To the technical cognoscenti, it’s a search algorithm added to the list of search criterion that Google already has and will filter content based on the worth of the data provided. (Just out of sheer curiosity; why did Google decide to christen an upgrade and spread the word around? Marketing, perhaps?).
Months after its release, a string of rolling updates (Version 2.3 was recently unveiled) followed, thereby notching up its efficiency. The saving grace maybe that the updates have be conformed to take into account the popularity of the site as well as the audiences feed signals.

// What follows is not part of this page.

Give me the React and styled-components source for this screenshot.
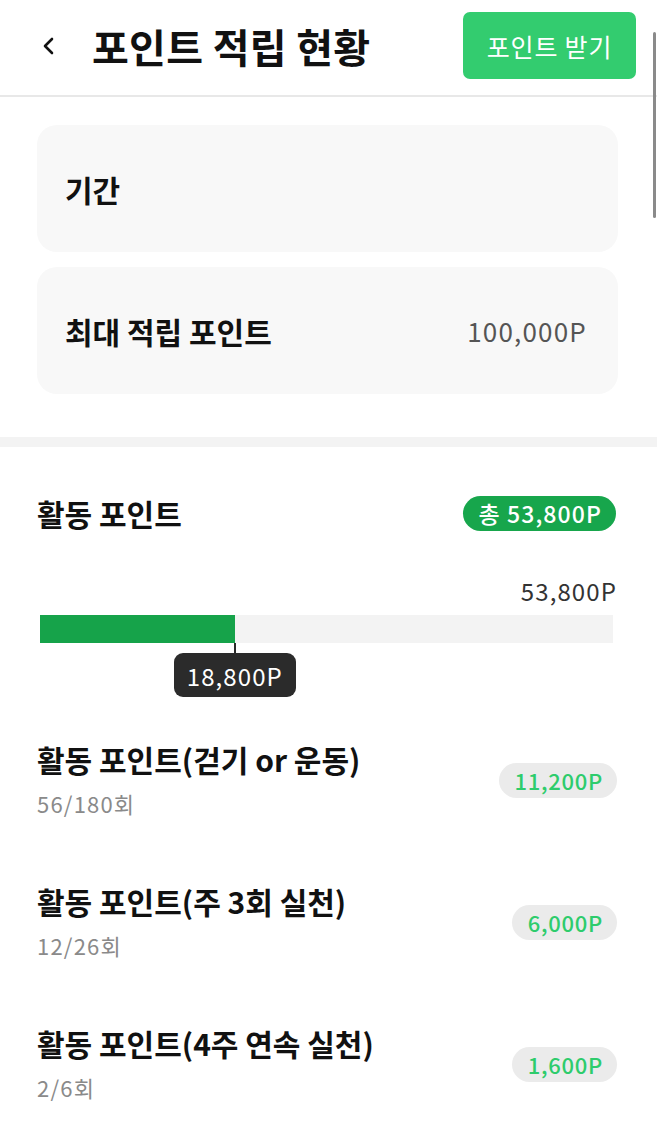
import React from "react";
import styled, { createGlobalStyle } from "styled-components";

const GlobalStyle = createGlobalStyle`
  html, body { margin: 0; padding: 0; background: #ffffff; }
  body {
    font-family: "Noto Sans CJK KR", "Noto Sans", sans-serif;
    color: #111111;
    -webkit-font-smoothing: antialiased;
  }
  * { box-sizing: border-box; }
`;

const Page = styled.div`
  position: relative;
  width: 657px;
  min-height: 1143px;
  background: #fff;
  overflow: hidden;
`;

const ScrollThumb = styled.div`
  position: absolute;
  right: 1px;
  top: 32px;
  width: 3px;
  height: 186px;
  border-radius: 2px;
  background: #8a8a8a;
`;

const Header = styled.header`
  display: flex;
  align-items: center;
  height: 97px;
  padding: 0 21px 4px 36px;
  border-bottom: 2px solid #e8e8e8;
`;

const BackButton = styled.button`
  display: flex;
  align-items: center;
  justify-content: center;
  width: 24px;
  height: 30px;
  padding: 0;
  margin-right: 32px;
  border: none;
  background: none;
  color: #111;
`;

const Title = styled.h1`
  flex: 1;
  margin: 0;
  font-size: 40px;
  font-weight: 700;
  letter-spacing: 0.3px;
  line-height: 1;
`;

const ActionButton = styled.button`
  width: 173px;
  height: 67px;
  border: none;
  border-radius: 7px;
  background: #33cc6f;
  color: #ffffff;
  font-family: inherit;
  font-size: 25px;
  font-weight: 400;
  letter-spacing: 0.8px;
`;

const InfoSection = styled.section`
  display: flex;
  flex-direction: column;
  gap: 15px;
  padding: 28px 39px 43px 37px;
`;

const InfoCard = styled.div`
  display: flex;
  align-items: center;
  justify-content: space-between;
  height: 127px;
  padding: 0 31px 0 28px;
  border-radius: 20px;
  background: #f8f8f8;
`;

const CardLabel = styled.span`
  font-size: 30px;
  font-weight: 700;
  letter-spacing: 0;
`;

const CardValue = styled.span`
  font-size: 26px;
  font-weight: 400;
  letter-spacing: 1.2px;
  color: #555555;
`;

const Divider = styled.div`
  height: 10px;
  background: #f3f3f3;
`;

const ActivitySection = styled.section`
  display: flex;
  flex-direction: column;
  padding: 48px 40px 0 37px;
`;

const SectionHeader = styled.div`
  display: flex;
  align-items: center;
  justify-content: space-between;
  height: 36px;
`;

const SectionTitle = styled.h2`
  margin: 0;
  font-size: 30px;
  font-weight: 700;
  letter-spacing: 0;
`;

const TotalBadge = styled.span`
  display: inline-flex;
  align-items: center;
  height: 35px;
  padding: 0 14px 0 15px;
  border-radius: 18px;
  background: #17a64c;
  color: #ffffff;
  font-size: 23px;
  font-weight: 500;
  letter-spacing: 1.1px;
  margin-right: 1px;
`;

const ProgressBlock = styled.div`
  display: flex;
  flex-direction: column;
  margin-top: 45px;
  padding-left: 3px;
  padding-right: 4px;
`;

const MaxLabel = styled.div`
  align-self: flex-end;
  font-size: 24px;
  letter-spacing: 1.1px;
  color: #333333;
  line-height: 30px;
  margin-right: -4px;
`;

const Track = styled.div`
  position: relative;
  height: 28px;
  margin-top: 9px;
  background: #f3f3f3;
`;

const Fill = styled.div`
  height: 100%;
  background: #16a34a;
`;

const Marker = styled.div`
  position: absolute;
  top: 100%;
  display: flex;
  flex-direction: column;
  align-items: center;
  transform: translateX(-50%);
`;

const MarkerStem = styled.div`
  width: 2px;
  height: 10px;
  background: #2a2a2a;
`;

const Tooltip = styled.div`
  display: flex;
  align-items: center;
  justify-content: center;
  width: 122px;
  height: 44px;
  border-radius: 9px;
  background: #2b2b2b;
  color: #ffffff;
  font-size: 24px;
  letter-spacing: 1.1px;
`;

const ItemList = styled.ul`
  list-style: none;
  margin: 96px 0 0;
  padding: 0;
  display: flex;
  flex-direction: column;
  gap: 62px;
`;

const Item = styled.li`
  display: flex;
  align-items: center;
  justify-content: space-between;
  height: 80px;
`;

const ItemText = styled.div`
  display: flex;
  flex-direction: column;
  gap: 8px;
`;

const ItemTitle = styled.span`
  font-size: 30px;
  font-weight: 700;
  letter-spacing: 0;
  line-height: 40px;
`;

const ItemSub = styled.span`
  font-size: 22px;
  letter-spacing: 1.2px;
  color: #8a8a8a;
  line-height: 32px;
`;

const PointPill = styled.span`
  display: inline-flex;
  align-items: center;
  height: 35px;
  padding: 0 14px 0 16px;
  border-radius: 18px;
  background: #ebebeb;
  color: #2ecc6c;
  font-size: 22px;
  font-weight: 500;
  letter-spacing: 0.7px;
  margin-top: 2px;
`;

const items = [
  { title: "활동 포인트(걷기 or 운동)", sub: "56/180회", points: "11,200P" },
  { title: "활동 포인트(주 3회 실천)", sub: "12/26회", points: "6,000P" },
  { title: "활동 포인트(4주 연속 실천)", sub: "2/6회", points: "1,600P" },
];

const Chevron = () => (
  <svg width="14" height="18" viewBox="0 0 14 18" fill="none">
    <path d="M11 2 L4 9 L11 16" stroke="currentColor" strokeWidth="2.6" strokeLinecap="round" strokeLinejoin="round" />
  </svg>
);

export default function App() {
  const fillPercent = 34;
  return (
    <Page>
      <GlobalStyle />
      <Header>
        <BackButton aria-label="뒤로">
          <Chevron />
        </BackButton>
        <Title>포인트 적립 현황</Title>
        <ActionButton>포인트 받기</ActionButton>
      </Header>

      <InfoSection>
        <InfoCard>
          <CardLabel>기간</CardLabel>
        </InfoCard>
        <InfoCard>
          <CardLabel>최대 적립 포인트</CardLabel>
          <CardValue>100,000P</CardValue>
        </InfoCard>
      </InfoSection>

      <Divider />

      <ActivitySection>
        <SectionHeader>
          <SectionTitle>활동 포인트</SectionTitle>
          <TotalBadge>총 53,800P</TotalBadge>
        </SectionHeader>

        <ProgressBlock>
          <MaxLabel>53,800P</MaxLabel>
          <Track>
            <Fill style={{ width: `${fillPercent}%` }} />
            <Marker style={{ left: `${fillPercent}%` }}>
              <MarkerStem />
              <Tooltip>18,800P</Tooltip>
            </Marker>
          </Track>
        </ProgressBlock>

        <ItemList>
          {items.map((it) => (
            <Item key={it.title}>
              <ItemText>
                <ItemTitle>{it.title}</ItemTitle>
                <ItemSub>{it.sub}</ItemSub>
              </ItemText>
              <PointPill>{it.points}</PointPill>
            </Item>
          ))}
        </ItemList>
      </ActivitySection>
      <ScrollThumb />
    </Page>
  );
}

This turns around the rules of SEO quite significantly (which will also be discussed later in subsequent blog entries). Plain link-building just doesn’t suffice anymore. It is now essential that the site has some worthy and significant content to boast of (not just mass-text, but also quality content). While the existing techniques for SEO may still apply, the emphasis on the content heavy pages with extensive data on the given subject will increase the value of the domain and this is what radically alters the traffic pattern. This was well exhibited by the drop in traffic in-flux of almost 12 percent of all sites.
This will give an edge to Web-content writing services and other content providing business setups. But the update does have specific targets and instantly downgrades low-quality websites and reduces spams (which is called for, considering the generation of 4.5 mn URL’s per month in 2011). But, taking note of the 12 percent which has been affected, it will be easy to find a lot of sites affected by the update. I’m sure one can also notice certain homogeneity in such sites.
My guess is that most of the “12 percent” will mostly consist of sites with poor usability and structure as well as sites which are designed specifically for advertising and have poor product pages. I don’t believe one need mention that most of these sites will have uniformly low quality content, in which case it was just a matter of time until they got depreciated in their rankings.
For the rest, it is essential that they elevate the worth of their content unless they be relegated to SERP purgatory. Ye be warned, This Panda has claws!